This is an interview with Dr. Susan Nagel, PhD, Associate Professor of Obstetrics, Gynecology, and Women’s Health at the University of Missouri School of Medicine:
MCAF: Can you tell us what an endocrine disrupting chemical is?
Dr. Susan Nagel: An endocrine disrupting chemical as defined by the Endocrine Society is any chemical or group of chemicals that can disrupt normal hormone function.
Why should we be concerned about these chemicals?
We know from studies in the laboratory and even in people that exposure is associated with infertility and behavioral problems in children, and longer-term with immune dysfunction, obesity, diabetes, and cardiovascular disease.
We used to think that the dose made the poison, and we understood toxicology in terms of how chemicals affected adults. But we’re hearing more about how endocrine disrupting chemicals (EDCs) affect children even before they’re born. Can you help us understand that?
This is exquisitely important for developing individuals. So, exposure during that time can slightly alter the course of development with very large impacts in adulthood. This field is called “the developmental origins of adult disease.” So exposure during development and early childhood is associated with permanent, lifelong effects that sometimes we can’t even see at the time of exposure. Oftentimes we can’t see it because the [short-term] effects are subtle. Hormones work at very low concentrations, therefore EDCs can work at very low concentrations to disrupt normal hormones.

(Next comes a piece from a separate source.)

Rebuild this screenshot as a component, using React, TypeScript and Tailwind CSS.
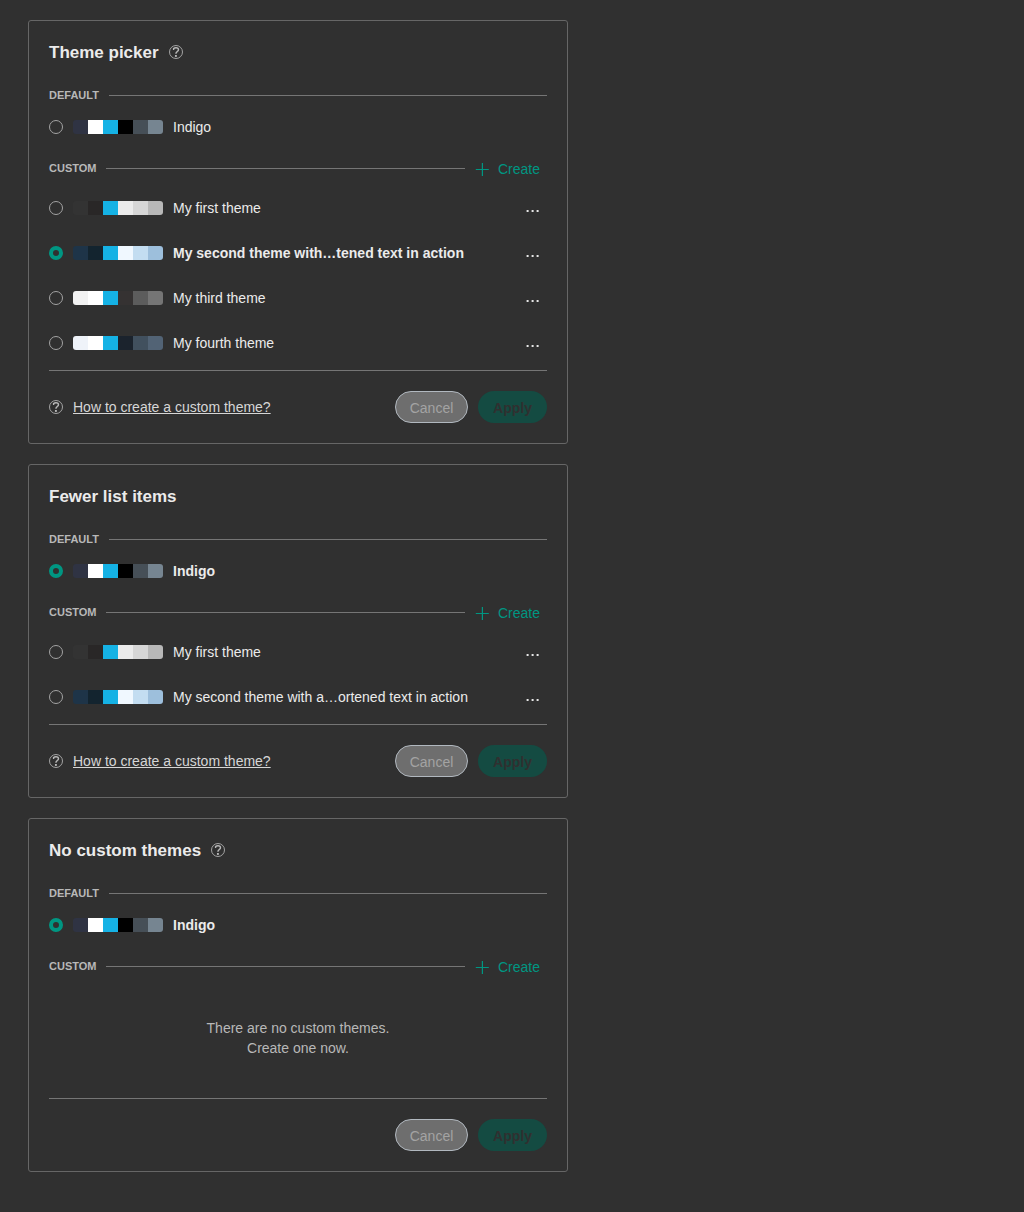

This can go one, even two generations ahead, causing problems?
There is some data to suggest that these effects can be transgenerational, yes.
Are there EDCs in the air we breathe?
There are. Certainly there are all kinds of endocrine disrupting chemicals in the air. Groups of chemicals like phthalates are actually used, for example, in air fresheners to help distribute the quality of that air freshener. They’re also used in perfumes, for example. Phthalates are a group of chemicals that have been shown to have endocrine disrupting activity, weak estrogenic activity and anti-androgenic activity, androgen being the male sex hormone.
What about something like fracking, where we don’t always know what chemicals are being used and emitted? Do we need more research in this area to understand what’s happening with those substances in the air?
We have a little bit of information, enough to know that we need to know more. There have been studies of air quality associated with fracking that show large blips of exposure with fracking. And some of those chemicals we have tested in the lab, for example, and we know that those are endocrine disrupting chemicals. So, there’s been a very few studies of the health outcomes associated with that kind of exposure, enough to know that, for example, in areas of dense drilling activity, those people have an increased risk of some types of cancer, and even some types of birth defects like heart defects in those babies born to moms that lived in very drilling-dense areas.
If there were more information about these EDCs in the air, how could that information help affect policy? Could it affect policy in a way that protects human health?
That’s a tough question. The way we regulate chemicals in this country is on a single chemical by chemical basis. So we are really struggling to come up with ways to regulate when we get an exposure through air or water, when it’s many, many, many chemicals that can act in a similar way at times, so it can really add up. Therefore if you were exposed to just one chemical, it may not have an effect, but we’re exposed to hundreds of chemicals every day.
What else would you want members of Moms Clean Air Force to know? What can they do to help us have cleaner air?
Less is more when it comes to chemical exposure. Just the mindfulness of how many chemicals we use in our homes every day and that are in our environment that we can potentially choose not to use. We can’t control obviously outdoor air quality. But the mindfulness of the chemicals we can control, I think, is a very good place to start.